Die elektronische Akte in der weltweiten Legal-Organisation

DiALOG-Award Preisträger 2016

Dr. Michael J. Schmitt, Senior Corporate Counsel bei der Henkel AG & Co. KGaA
Veröffenlicht in: DiALOG - DAS MAGAZIN FÜR ENTERPRISE INFORMATION MANAGEMENT | MÄRZ 2017

Das Düsseldorfer Dax-Unternehmen Henkel ist mit seinen drei Unternehmensbereichen Laundry & Home Care, Beauty Care und Adhesive Technologies international aufgestellt. Mehr als 50.000 Mitarbeiter arbeiten im Henkel-Konzern. Persil, Pril, Schwarzkopf, Pattex und Loctite gehören zu den bekanntesten Marken. Die Aufgaben der Rechtsabteilung sind vielfältig: Neue Produkte und Werbekampagnen müssen rechtlich bewertet werden und mit Lieferanten und Kunden sind Verträge abzuschließen. In einem Konzern mit rd. 200 Konzerngesellschaftenund M&A-Aktivitäten fallen zudem zahlreiche gesellschaftsrechtliche Projekte und Fragestellungen an.

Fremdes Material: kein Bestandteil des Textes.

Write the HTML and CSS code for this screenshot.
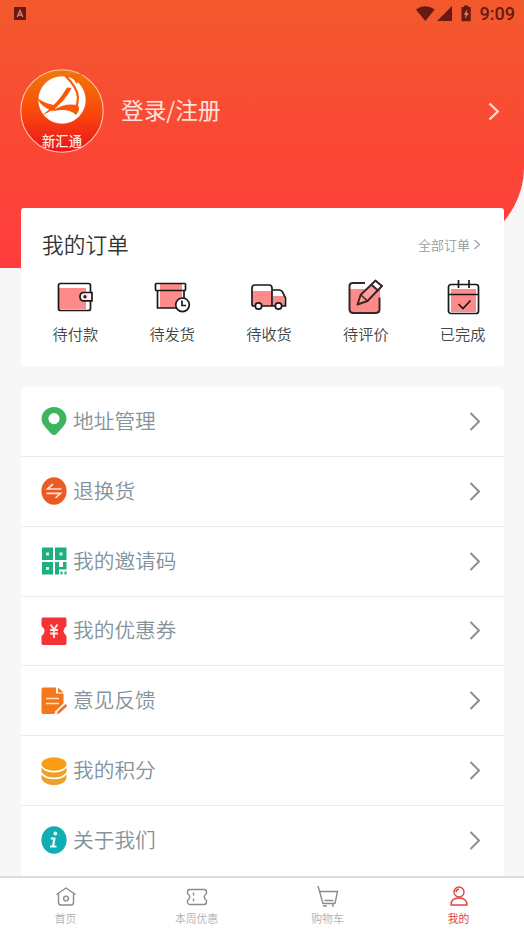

Schon seit langem werden Verträge und wichtige Unterlagen elektronisch gespeichert. Seit 2007 wird
dafür ein Legal Contract Management System („LCM“) genutzt. Es handelt sich um eine webbasierte, weltweit verfügbare Datenbank, auf die die Mitglieder der Rechtsabteilung und weitere Mitarbeiter der Henkel-Gruppe nach einem definierten Berechtigungssystem Zugriff haben. Derzeit wird die Datenbank von rd. 2.600 Usern genutzt. Die Vorteile eines solchen Systems liegen auf der Hand: Verträge sind jederzeit von jedem Ort der Welt verfügbar. Das Heraussuchen, Scannen und Versenden der Originalverträge entfällt. Über Kündigungsfristen informieren automatisch per E-Mail versandte Erinnerungen. Vertragsverantwortliche sind leicht zu identifizieren und bei Fragen ansprechbar. Beziehungen zwischen Verträgen können vermerkt werden. Auswertungen der Art „Welche Verträge bestehen mit Lieferant X oder Kunden Y?“, sind möglich. Alle diese Vorteile können nur bei einer konsistenten und vollständigen Erfassung der wesentlichen Verträge
realisiert werden. Ein bei der Rechtsabteilung angesiedeltes kleines „Admin-Team“ sorgt für die administrative und technische Unterstützung.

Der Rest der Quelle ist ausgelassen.